所以,包括我们经常所说的理想,我们说道家的“道法自然”,热爱天地山川,“天地有大美而不言,四时有明法而不议,万物有成理而不说”,让你真正在游历之中,达到心游万仞。
我们总觉得儒家是沉重的,它总是担负着使命,要牺牲自我的。但是读过《论语》的人都知道,几个学生围着孔子在那里各言其志,子路说:“千乘之国,摄乎大国之间,加之以师旅,因之以饥馑。由也为之,比及三年,可使有勇,且知方也。”一个拥有一千辆兵车的国家,夹在大国之间,内忧外患,国内闹饥荒,国外还大军压境,我都能从容处理。这样的理想能说不大吗?但“夫子哂之”,孔夫子不以为然。往后谈理想的学生冉有、公西华就保守多了。冉有说,我不要那么大的国家,再小点,“方六七十,如五六十”,就这么大一个国家,我给它治好了,我让老百姓吃饱肚子,礼仪的事不敢说了;公西华又缩一点,说人家祭祀的时候我做一个小司仪就可以了。孔子都不表首肯,最后到曾点了,在师兄们高谈阔论的时候,他仍在弹琴,听到老师提问,也没有扔下琴、紧张失措地去应答,而是从从容容地说,我的理想和他们不一样,无非是大家在一个暮春天气里,穿着薄薄的青衫,一帮朋友、若干学生到刚刚开冻的沂水里,洗干净自己的头发,走上高高的舞雩台,沐浴着春风,踏青而归,在歌声中让自己的心灵完成一个放飞的仪式。就这样的一个理想,反而让孔子叹曰:“这也就是我的理想了。”


让心灵去飞扬(2)
为什么会这样?因为儒也罢,道也罢,我们可以以一个名义打通,就是生命的名义。一个人无论为社会做多少事,他必须是清醒的、有活力的、能快乐起来的。这样的人,才可以使他的亲朋好友,乃至于家国百姓都对他有一份信任和托付。如果一个人心灵是混乱的,身体是脆弱的,连自己的生命都无法担承的话,何谈家国大业?

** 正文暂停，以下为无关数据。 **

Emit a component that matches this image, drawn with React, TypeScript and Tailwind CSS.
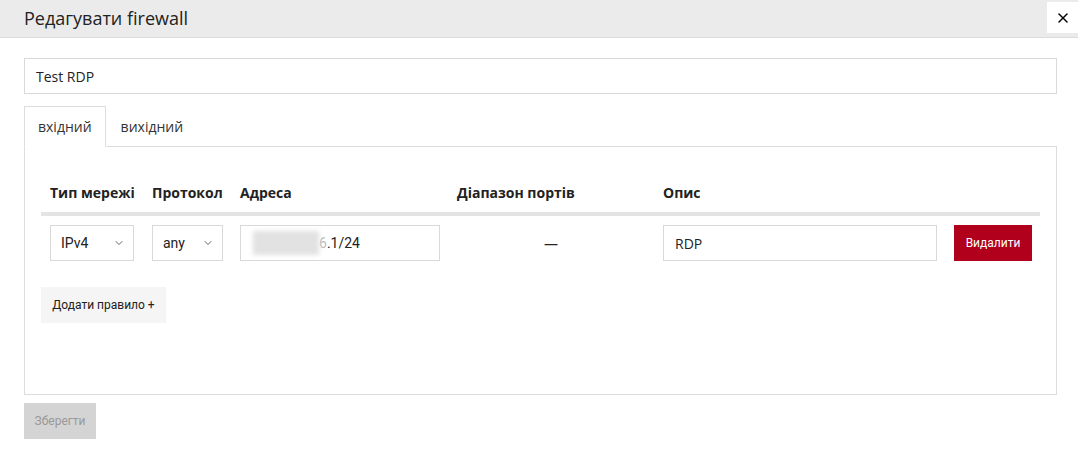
import React from 'react';
import { X, ChevronDown } from 'lucide-react';

// column widths of the rules table
const cols = 'grid grid-cols-[102px_88px_217px_206px_291px_96px]';

const headers = ['Тип мережі', 'Протокол', 'Адреса', 'Діапазон портів', 'Опис', ''];

const Select = ({ value, width }: { value: string; width: string }) => (
    <div
        className={`${width} h-[36px] border border-[#d9d9d9] bg-white flex items-center justify-between pl-[10px] pr-[8px] font-['Roboto'] text-[14px] text-[#222]`}
    >
        <span>{value}</span>
        <ChevronDown className="w-[12px] h-[12px] text-[#333]" strokeWidth={1.5} />
    </div>
);

export default function App() {
    return (
        <div className="w-[1078px] h-[450px] bg-white font-['Open_Sans',sans-serif] text-[#222]">
            {/* Header */}
            <div className="h-[38px] bg-[#ebebeb] border-b border-[#dcdcdc] flex justify-between">
                <h1 className="pl-6 pt-[6px] text-[18px] leading-[24px] text-[#222]">Редагувати firewall</h1>
                <button className="mt-[2px] w-[31px] h-[31px] bg-white flex items-center justify-center">
                    <X className="w-[16px] h-[16px] text-black" strokeWidth={2.25} />
                </button>
            </div>

            <div className="pl-6 pr-[21px] pt-[20px]">
                {/* Name */}
                <div className="h-[36px] border border-[#d9d9d9] flex items-center px-[11px] text-[14px]">Test RDP</div>

                {/* Tabs */}
                <div className="mt-[12px] flex relative z-10">
                    <div className="h-[41px] px-[13px] border border-[#dcdcdc] border-b-white bg-white flex items-center text-[14px] text-[#333]">
                        вхідний
                    </div>
                    <div className="h-[41px] px-[15px] flex items-center text-[14px] text-[#333]">вихідний</div>
                </div>

                {/* Panel */}
                <div className="-mt-px h-[249px] border border-[#dcdcdc] px-4 pt-[27px]">
                    <div className={cols}>
                        {headers.map((h, i) => (
                            <div key={i} className="p-[9px] text-[14px] leading-[20px] font-bold text-[#222] whitespace-nowrap">
                                {h}
                            </div>
                        ))}
                    </div>
                    <div className="h-[4px] bg-[#e4e4e4]" />
                    <div className={cols}>
                        <div className="p-[9px]">
                            <Select value="IPv4" width="w-[84px]" />
                        </div>
                        <div className="p-[9px]">
                            <Select value="any" width="w-[71px]" />
                        </div>
                        <div className="p-[9px]">
                            <div className="w-[200px] h-[36px] border border-[#d9d9d9] flex items-center pl-[12px] font-['Roboto'] text-[14px]">
                                <span className="w-[66px] h-[24px] bg-[#e2e2e2] blur-[2px]" />
                                <span className="text-[#bbb]">6</span>
                                <span>.1/24</span>
                            </div>
                        </div>
                        <div className="p-[9px] flex items-center justify-center text-[14px]">—</div>
                        <div className="p-[9px]">
                            <div className="w-[274px] h-[36px] border border-[#d9d9d9] flex items-center px-[11px] text-[14px]">RDP</div>
                        </div>
                        <div className="p-[9px]">
                            <button className="w-[78px] h-[36px] bg-[#b1001c] text-white font-['Roboto'] font-normal text-[12px]">Видалити</button>
                        </div>
                    </div>
                    <button className="mt-[17px] h-[36px] w-[125px] bg-[#f5f5f5] font-['Roboto'] font-normal text-[12px] text-[#222]">
                        Додати правило +
                    </button>
                </div>

                <button className="mt-[8px] h-[36px] w-[72px] bg-[#d4d4d4] font-['Roboto'] font-normal text-[12px] text-[#999]">Зберегти</button>
            </div>
        </div>
    );
}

所以我认为,儒与道,在生命的名义下可以打通,永远不矛盾;而且我也不认为它们和我们远隔千古,对于今天来讲,我更不认为它们的思想都是过时的。尽管文化的诞生,一定受当时历史条件的局限、制约,很多思想在今天是不适用的;但是我想如果回到最朴素的生活层面,古人的心灵未必就比今人的心灵狭小,或者由于生产力不发达他的内心世界就一定没有我们丰富。

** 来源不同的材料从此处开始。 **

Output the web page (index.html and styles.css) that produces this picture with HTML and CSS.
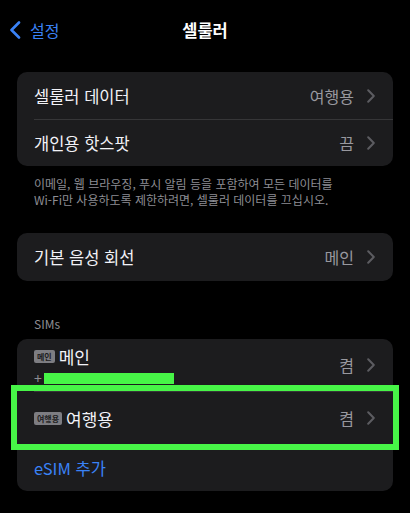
FILE: index.html
```html
<!DOCTYPE html>
<html lang="ko">
<head>
    <meta charset="UTF-8">
    <meta name="viewport" content="width=device-width, initial-scale=1.0">
    <title>셀룰러</title>
    <link rel="stylesheet" href="styles.css">
</head>
<body>
    <div class="nav">
        <a class="back" href="#">
            <svg width="12" height="18" viewBox="0 0 12 18"><path d="M10 1.5L2.5 9 10 16.5" fill="none" stroke="#3a82f6" stroke-width="2.6" stroke-linecap="round" stroke-linejoin="round"/></svg>
            <span>설정</span>
        </a>
        <div class="title">셀룰러</div>
        <div></div>
    </div>

    <div class="content">
        <div class="card">
            <div class="row">
                <div class="row-main">
                    <span class="label">셀룰러 데이터</span>
                    <span class="value">여행용</span>
                    <svg class="chev" width="8" height="14" viewBox="0 0 8 14"><path d="M1.2 1.2L6.8 7 1.2 12.8" fill="none" stroke="#5c5c61" stroke-width="2" stroke-linecap="round" stroke-linejoin="round"/></svg>
                </div>
            </div>
            <div class="row">
                <div class="row-main">
                    <span class="label">개인용 핫스팟</span>
                    <span class="value">끔</span>
                    <svg class="chev" width="8" height="14" viewBox="0 0 8 14"><path d="M1.2 1.2L6.8 7 1.2 12.8" fill="none" stroke="#5c5c61" stroke-width="2" stroke-linecap="round" stroke-linejoin="round"/></svg>
                </div>
            </div>
        </div>
        <p class="note">이메일, 웹 브라우징, 푸시 알림 등을 포함하여 모든 데이터를<br>Wi-Fi만 사용하도록 제한하려면, 셀룰러 데이터를 끄십시오.</p>

        <div class="card card-voice">
            <div class="row">
                <div class="row-main">
                    <span class="label">기본 음성 회선</span>
                    <span class="value">메인</span>
                    <svg class="chev" width="8" height="14" viewBox="0 0 8 14"><path d="M1.2 1.2L6.8 7 1.2 12.8" fill="none" stroke="#5c5c61" stroke-width="2" stroke-linecap="round" stroke-linejoin="round"/></svg>
                </div>
            </div>
        </div>

        <div class="section-title">SIMs</div>
        <div class="card">
            <div class="row row-sim">
                <div class="row-main">
                    <div class="sim-info">
                        <div class="sim-name"><span class="badge">메인</span>메인</div>
                        <div class="sim-number">+<span class="redact"></span></div>
                    </div>
                    <span class="value">켬</span>
                    <svg class="chev" width="8" height="14" viewBox="0 0 8 14"><path d="M1.2 1.2L6.8 7 1.2 12.8" fill="none" stroke="#5c5c61" stroke-width="2" stroke-linecap="round" stroke-linejoin="round"/></svg>
                </div>
            </div>
            <div class="row row-travel">
                <div class="row-main">
                    <div class="sim-name"><span class="badge">여행용</span>여행용</div>
                    <span class="value">켬</span>
                    <svg class="chev" width="8" height="14" viewBox="0 0 8 14"><path d="M1.2 1.2L6.8 7 1.2 12.8" fill="none" stroke="#5c5c61" stroke-width="2" stroke-linecap="round" stroke-linejoin="round"/></svg>
                </div>
            </div>
            <div class="row row-add">
                <div class="row-main">
                    <span class="link">eSIM 추가</span>
                </div>
            </div>
        </div>
    </div>
</body>
</html>
```

FILE: styles.css
```css
/* General Styles */
body {
    font-family: 'Noto Sans CJK KR', 'Noto Sans', sans-serif;
    background: #000;
    color: #f2f2f7;
    margin: 0;
    padding: 0;
}

.nav {
    height: 60px;
    display: grid;
    grid-template-columns: 1fr auto 1fr;
    align-items: center;
}

.back {
    display: flex;
    align-items: center;
    gap: 9px;
    padding-left: 9px;
    color: #3a82f6;
    text-decoration: none;
    font-size: 16px;
}

.title {
    font-size: 16.5px;
    font-weight: 600;
    color: #fff;
}

.content {
    padding: 12px 17px;
}

.card {
    background: #1c1c1e;
    border-radius: 10px;
}

.row {
    padding-left: 17px;
}

.row-main {
    display: flex;
    align-items: center;
    height: 47px;
    padding-right: 18px;
    box-sizing: border-box;
}

.row + .row .row-main {
    border-top: 1px solid #363638;
}

.label {
    flex: 1;
    font-size: 16.5px;
    color: #f2f2f7;
}

.value {
    font-size: 16px;
    color: #98989e;
    margin-left: auto;
    margin-right: 13px;
}

.chev {
    display: block;
}

.note {
    margin: 10px 0 0;
    padding: 0 17px;
    font-size: 12px;
    line-height: 16px;
    color: #8d8d93;
}

.card-voice {
    margin-top: 25px;
}

.card-voice .row-main {
    height: 48px;
}

.section-title {
    margin-top: 35px;
    margin-bottom: 7px;
    padding-left: 17px;
    font-size: 12px;
    line-height: 16px;
    color: #8d8d93;
}

.row-sim .row-main {
    height: 52px;
    align-items: flex-start;
}

.row-sim .value,
.row-sim .chev {
    align-self: center;
}

.sim-info {
    padding-top: 5px;
}

.sim-name {
    display: flex;
    align-items: center;
    font-size: 17px;
    color: #f2f2f7;
}

.badge {
    background: #7d7d82;
    color: #1c1c1e;
    font-size: 8px;
    font-weight: 700;
    line-height: 13px;
    padding: 0 3px;
    border-radius: 2px;
    margin-right: 4px;
}

.sim-number {
    display: flex;
    align-items: center;
    font-size: 14px;
    line-height: 18px;
    color: #8d8d93;
}

.redact {
    display: inline-block;
    width: 130px;
    height: 11px;
    margin-left: 2px;
    background: #47f547;
}

.row-travel .row-main {
    height: 53px;
}

.row-travel {
    outline: 6px solid #47f547;
    position: relative;
}

.link {
    font-size: 16.5px;
    color: #3a82f6;
}
```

就拿四季来说,夏天时,外面热得要死,屋子里有冷气,要长衣长裤;冬天时屋子里有暖气,外面冰天雪地,屋子里可以穿衬衣。物质的发达,让我们可以轻而易举地去享受简易的生活;借助高科技,可以让我们的生活更加舒服。但另一方面,正是由于这样的一种改变,让我们失去了感受春花秋月的能力,古人所谓“临秋云,神飞扬;沐春风,思浩荡”那样的一种四时穿越,在寒暑之间,用生命去感知,那样的一种心灵敏锐,我们还有吗?我们过去的中国文化,比如说古人弹琴,他要在山川之间,扶琴动操,欲令众山皆晓;古人画画,用石涛的话说,要“吾写此纸时,心入春江水;江花随我开,江水随我起”。

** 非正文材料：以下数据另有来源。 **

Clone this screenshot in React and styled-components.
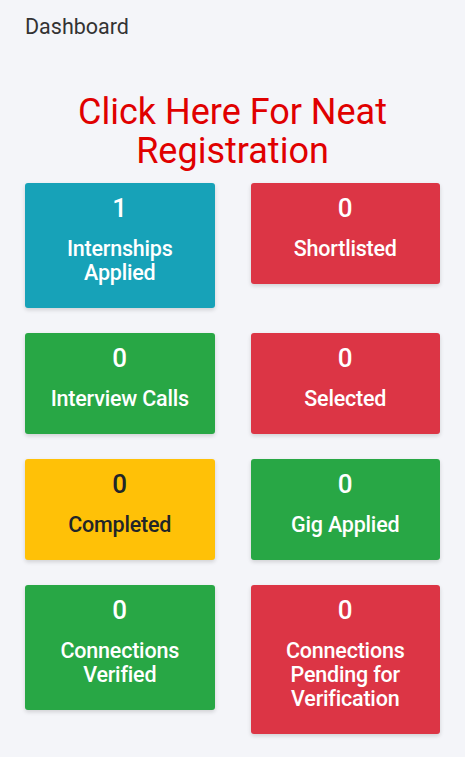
import React from "react";
import styled, { createGlobalStyle } from "styled-components";

const GlobalStyle = createGlobalStyle`
    html, body {
        margin: 0;
        padding: 0;
        background: #f4f5f9;
        font-family: Roboto, "Liberation Sans", sans-serif;
    }
`;

const Page = styled.div`
    min-height: 757px;
    padding: 14px 25px 24px;
    box-sizing: border-box;
`;

const PageTitle = styled.div`
    font-size: 21.5px;
    line-height: 26px;
    color: #333;
`;

const RegisterLink = styled.a`
    display: block;
    margin: 53px 0 12px;
    text-align: center;
    font-size: 36px;
    line-height: 39px;
    color: #e00000;
    text-decoration: none;
    cursor: pointer;
`;

const CardGrid = styled.div`
    display: grid;
    grid-template-columns: 1fr 1fr;
    column-gap: 36px;
    row-gap: 25px;
    align-items: start;
`;

const colors = {
    info: { bg: "#17a2b8", fg: "#fff" },
    danger: { bg: "#dc3545", fg: "#fff" },
    success: { bg: "#28a745", fg: "#fff" },
    warning: { bg: "#ffc107", fg: "#212529" },
};

const Card = styled.div`
    background: ${(p) => colors[p.$variant].bg};
    color: ${(p) => colors[p.$variant].fg};
    border-radius: 3px;
    box-shadow: 0 2px 4px rgba(0, 0, 0, 0.15);
    padding: 12px 6px 23px;
    text-align: center;
`;

const Count = styled.div`
    font-size: 26px;
    line-height: 26px;
    font-weight: 500;
`;

const Label = styled.div`
    margin-top: 16px;
    font-size: 21.5px;
    line-height: 24px;
    font-weight: 500;
    letter-spacing: -0.2px;
`;

const stats = [
    { count: 1, label: ["Internships", "Applied"], variant: "info" },
    { count: 0, label: ["Shortlisted"], variant: "danger" },
    { count: 0, label: ["Interview Calls"], variant: "success" },
    { count: 0, label: ["Selected"], variant: "danger" },
    { count: 0, label: ["Completed"], variant: "warning" },
    { count: 0, label: ["Gig Applied"], variant: "success" },
    { count: 0, label: ["Connections", "Verified"], variant: "success" },
    { count: 0, label: ["Connections", "Pending for", "Verification"], variant: "danger" },
];

const App = () => {
    return (
        <Page>
            <GlobalStyle />
            <PageTitle>Dashboard</PageTitle>
            <RegisterLink>
                Click Here For Neat
                <br />
                Registration
            </RegisterLink>
            <CardGrid>
                {stats.map((el, index) => (
                    <Card key={index} $variant={el.variant}>
                        <Count>{el.count}</Count>
                        <Label>
                            {el.label.map((line, i) => (
                                <div key={i}>{line}</div>
                            ))}
                        </Label>
                    </Card>
                ))}
            </CardGrid>
        </Page>
    );
};

export default App;
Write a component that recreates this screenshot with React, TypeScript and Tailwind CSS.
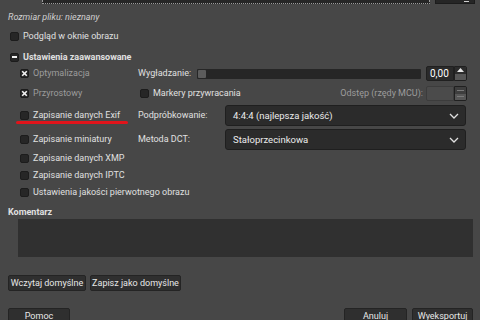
import React from "react";

const Check = ({ state }: { state: "off" | "x" | "minus" }) => (
  <span className="w-[9px] h-[9px] rounded-[2px] bg-[#262626] border border-[#1c1c1c] flex items-center justify-center shrink-0">
    {state === "x" && (
      <svg width="7" height="7" viewBox="0 0 7 7">
        <path d="M1.2 1.2 L5.8 5.8 M5.8 1.2 L1.2 5.8" stroke="#f2f2f2" strokeWidth="1.6" />
      </svg>
    )}
    {state === "minus" && <span className="w-[5px] h-[2px] bg-[#f2f2f2]" />}
  </span>
);

const CheckRow = ({
  label,
  state = "off",
  dim = false,
  bold = false,
}: {
  label: string;
  state?: "off" | "x" | "minus";
  dim?: boolean;
  bold?: boolean;
}) => (
  <div className="flex items-center gap-[4px] whitespace-nowrap">
    <Check state={state} />
    <span className={`${dim ? "text-[#9c9c9c]" : "text-[#e0e0e0]"} ${bold ? "font-bold" : ""}`}>
      {label}
    </span>
  </div>
);

const Spinner = ({ value, disabled = false }: { value: string; disabled?: boolean }) => (
  <div className="flex h-[15px]">
    <div
      className={`w-[28px] rounded-l-[2px] border flex items-center px-[3px] text-[10px] ${
        disabled ? "bg-[#4b4b4b] border-[#3c3c3c]" : "bg-[#2a2a2a] border-[#202020] text-white"
      }`}
    >
      {value}
    </div>
    <div className="w-[13px] flex flex-col border border-[#202020] rounded-r-[2px] overflow-hidden">
      <div className={`flex-1 flex items-center justify-center ${disabled ? "bg-[#3e3e3e]" : "bg-[#2c2c2c]"}`}>
        {disabled ? (
          <span className="w-[7px] h-[1px] bg-[#7a7a7a]" />
        ) : (
          <svg width="7" height="4" viewBox="0 0 7 4">
            <path d="M0 4 L3.5 0 L7 4 Z" fill="#e6e6e6" />
          </svg>
        )}
      </div>
      <div className="flex-1 flex items-center justify-center bg-[#575757]">
        {disabled && <span className="w-[7px] h-[1px] bg-[#7a7a7a]" />}
      </div>
    </div>
  </div>
);

const Select = ({ value }: { value: string }) => (
  <div className="w-[241px] h-[21px] rounded-[3px] bg-[#2b2b2b] border border-[#1f1f1f] flex items-center justify-between pl-[7px] pr-[6px] text-[#ececec] text-[9.5px]">
    <span>{value}</span>
    <svg width="10" height="6" viewBox="0 0 10 6">
      <path d="M1 1 L5 5 L9 1" stroke="#e0e0e0" strokeWidth="1.3" fill="none" />
    </svg>
  </div>
);

const Btn = ({ label, w }: { label: string; w: string }) => (
  <div className={`${w} h-[16px] rounded-[2px] bg-[#2f2f2f] border border-[#242424] flex items-center justify-center whitespace-nowrap text-[#e8e8e8]`}>
    {label}
  </div>
);

export default function App() {
  return (
    <div className="w-[480px] h-[320px] overflow-hidden bg-[#474747] font-['Roboto','Liberation_Sans',sans-serif] text-[9px] leading-none text-[#e0e0e0]">
      {/* cut-off controls above */}
      <div className="flex h-[4px] pl-[42px] gap-[5px]">
        <div className="w-[388px] bg-[#262626] border-x border-b border-dotted border-[#9a9a9a]" />
        <div className="w-[40px] bg-[#262626] border-x border-b border-[#1c1c1c] flex justify-end pr-[5px]">
          <span className="w-[5px] h-[1px] bg-[#cfcfcf] mt-[1px]" />
        </div>
      </div>

      <div className="h-[14px] mt-[6px] pl-[8px] flex items-center italic text-[#cfcfcf]">Rozmiar pliku: nieznany</div>

      <div className="h-[14px] mt-[5px] pl-[10px] flex items-center">
        <CheckRow label="Podgląd w oknie obrazu" />
      </div>

      <div className="h-[14px] mt-[7px] pl-[10px] flex items-center">
        <CheckRow label="Ustawienia zaawansowane" state="minus" bold />
      </div>

      {/* advanced settings */}
      <div className="pl-[20px] pr-[13px]">
        <div className="flex items-center h-[15px] mt-[2px]">
          <div className="w-[118px]">
            <CheckRow label="Optymalizacja" state="x" dim />
          </div>
          <span className="w-[59px]">Wygładzanie:</span>
          <div className="w-[224px] h-[10px] bg-[#262626] rounded-[1px] flex items-center pl-[1px]">
            <span className="w-[8px] h-[8px] bg-[#5c5c5c] rounded-[1px]" />
          </div>
          <div className="ml-[5px]">
            <Spinner value="0,00" />
          </div>
        </div>

        <div className="flex items-center h-[15px] mt-[5px]">
          <div className="w-[120px]">
            <CheckRow label="Przyrostowy" state="x" dim />
          </div>
          <CheckRow label="Markery przywracania" />
          <span className="ml-auto mr-[3px] text-[#9c9c9c]">Odstęp (rzędy MCU):</span>
          <Spinner value="" disabled />
        </div>

        <div className="flex items-center h-[21px] mt-[4px]">
          <div className="w-[118px] relative">
            <CheckRow label="Zapisanie danych Exif" />
            <span className="absolute left-[-4px] top-[10px] w-[112px] h-[3px] rounded-full bg-[#e0141b]" />
          </div>
          <span className="w-[87px]">Podpróbkowanie:</span>
          <Select value="4:4:4 (najlepsza jakość)" />
        </div>

        <div className="flex items-center h-[21px] mt-[3px]">
          <div className="w-[118px]">
            <CheckRow label="Zapisanie miniatury" />
          </div>
          <span className="w-[87px]">Metoda DCT:</span>
          <Select value="Stałoprzecinkowa" />
        </div>

        <div className="h-[17px] flex items-center">
          <CheckRow label="Zapisanie danych XMP" />
        </div>
        <div className="h-[17px] flex items-center">
          <CheckRow label="Zapisanie danych IPTC" />
        </div>
        <div className="h-[17px] flex items-center">
          <CheckRow label="Ustawienia jakości pierwotnego obrazu" />
        </div>
      </div>

      <div className="h-[12px] mt-[5px] pl-[8px] flex items-center font-bold">Komentarz</div>
      <div className="ml-[18px] w-[455px] h-[38px] bg-[#303030] mt-[1px]" />

      <div className="flex gap-[4px] pl-[8px] mt-[18px]">
        <Btn label="Wczytaj domyślne" w="w-[78px]" />
        <Btn label="Zapisz jako domyślne" w="w-[91px]" />
      </div>

      <div className="flex pl-[8px] pr-[7px] mt-[17px]">
        <Btn label="Pomoc" w="w-[62px]" />
        <div className="ml-auto flex gap-[5px]">
          <Btn label="Anuluj" w="w-[63px]" />
          <Btn label="Wyeksportuj" w="w-[61px]" />
        </div>
      </div>
    </div>
  );
}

而今天,物质也造成了人的异化呀!物质的发达,让我们的愉悦享受变得廉价,让我们心灵飞扬的力量受到削减。所以我觉得去重新阅读经典,不要把圣贤当做高高在上、用以顶礼膜拜的偶像,要把经典当做我们身边最朴素、天真、恒久、温暖的生活方式。我们去触摸它,其实丰富的是自己的感知和生命,这就是我对经典和圣贤的态度,敬而不畏,真正的道理都是道不远人的。


兴之所至,随处可及(1)
道家精神有三个精神层面:道,法,术。相比较来说,我更喜欢心灵沟通的层面。其实我是一个反技巧主义者,我从来不信任任何的“术”。我觉得我们今天这个社会的一种悲哀,是运用脑子过的生活太多,用心过的生活太少,我们过于信任外在的规则和技巧,而忽略了一种诚意的自然表达。语言是什么?无非是一种思想的载体,只要你的生命有着一种真诚的热情,你的语言,它不一定是澎湃的、华丽的,即使它是木讷的、简约的,它也能流露出真实的意思。所以,在道家层次中,我最喜欢的也是它作为哲学的层面,对生命的阐发,而不是作为宗教的层面。